All change
Change can be exciting. Change can be hard! Every year the children we teach face all sorts of changes, the most obvious being moving class. Some of your children will be taking the giant step of moving to secondary school and we hope these books might provide a window into the new worlds they might inhabit!
For some children change is even harder than others. Neurodivergent children find times of change very stressful, which is why having lots of books that explore change and show characters’ struggles, successes and acceptance is so helpful.
The Comet by Joe Todd-Stanton (Flying Eye Books, 2022)
Nyla is blissfully happy in her home by the sea where she lives with her dad and falls asleep to the sound of waves each night. When her dad has to move to the city for work, everything changes and Nyla feels like she has lost her home. Todd Stanton’s gorgeous picture book explores the familiar feelings of confusion and upset that children feel when faced with a big change like a move. Its happy ending provides a lovely, reassuring message that although we cannot always choose what happens in our lives (especially as a child!), we can still find magic anywhere.
The Boy at the Back of the Class by Onjali Q Raúf (Hachette Children’s Group, 2018)
Onjali Q. Raúf’s debut won both the Waterstone Children’s Book and the Blue Peter Book awards in 2019, and for good reason. It is a brilliantly written story of how friendship and kindness can help win over cruelty and prejudice. Ahmet is the new boy in class, a refugee from Syria, who finds his life changed by three friends and their determination to help. An inspiring way for children to think about what it means to be new, and a call to arms for kindness!
Show us who you are by Elle McNicholl (Knights of Media, 2021)
Cora is struggling to fit in at her new secondary school. She is autistic and finds it hard to navigate a new world that is both familiar and foreign to her. Adrien is home-schooled and has ADHD. The two meet and are soon firm friends. Adrien appears to have everything, a wealthy family, a loving mum, and a dad who runs the Pomegranate Institute. Cora is captivated by its latest invention, a technology that creates holograms that can bring people back to life. But something sinister is lurking in the Pomegranate Institute. Adrien isn’t being entirely truthful, and Cora’s sense of integrity leads her to question their friendship. Cora is left to decide, can she fight to discover the truth? Can she face what she finds?
Elle McNicholl’s book is a page-turner. You will be gripped to the very end!
Loki Loki: A Bad God’s Guide to Being Good by Louie Stowell (Walker Books Ltd, 2022)
Imagine not only being a god (in a feeble child’s body), but also being a trickster god made to go to primary school. And even worse than that, imagine your annoying goody-two-shoes brother, Thor, is also at the same school being perfect and funny and cool!

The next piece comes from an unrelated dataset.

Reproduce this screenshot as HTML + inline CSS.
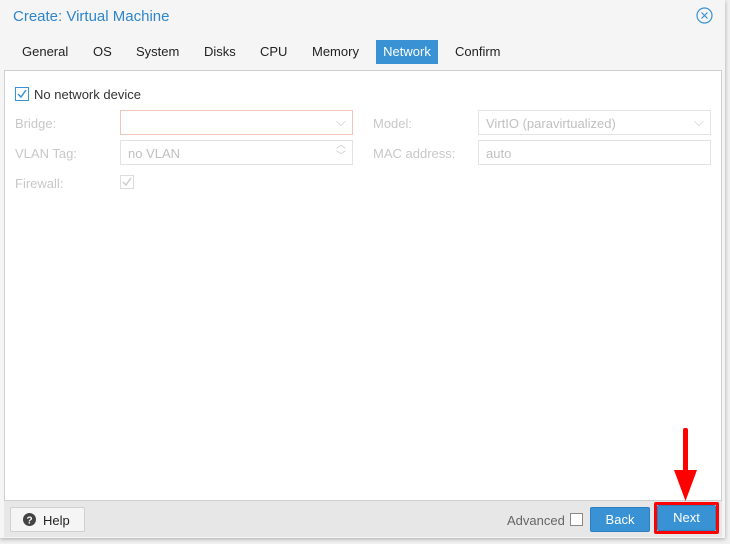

And even worse than all of that, IMAGINE that you have to be good and do good deeds for a month or you will be left alone in a room with Fangy, a bad-tempered and very poisonous snake for all eternity! This is the fate of Loki. And let’s just say he finds the change from trickster god to primary school child challenging!
New Kid by Jerry Craft (QuilTreeBk)
Imagine starting at a new school. Now imagine starting at a new school where you are one of only a handful of children of colour. The challenges of fitting in whilst staying true to yourself are brilliantly described in this award-winning graphic novel by Jerry Craft. Both sensitive and funny, New Kid is a story that all children can relate to, and which opens up some great discussions about finding your way in a new environment.
Courage out Loud by Joseph Coehlo (Wide Eyed Editions, 2023)
Poems about courage, facing up to your fears and being brave, but also poems about using poetry itself to help you do just that. This book is a fabulous compilation of original poems from the endlessly inventive Joseph Coelho, who has prefaced each poem with a short description of where it comes from as well as questions for his reader to consider. Feeling scared about what next year will bring? “May these poems help you make that first brave step.”
The Dam by David Almond and illustrated by Levi Pinfold (Walker Books Ltd, 2019)
The dam has been built. The town and land will be flooded. Nothing will be the same. Kathryn and her father go down to the still and empty valley and make music. They enter every home and pour music in. They dance and bring joy to the town before it is no more. The evocative illustrations match the sparse poetic text by David Almond who writes the sadness and the hope that is created by change. The final pages remind us that beauty comes with change and that the past can sing out to us too.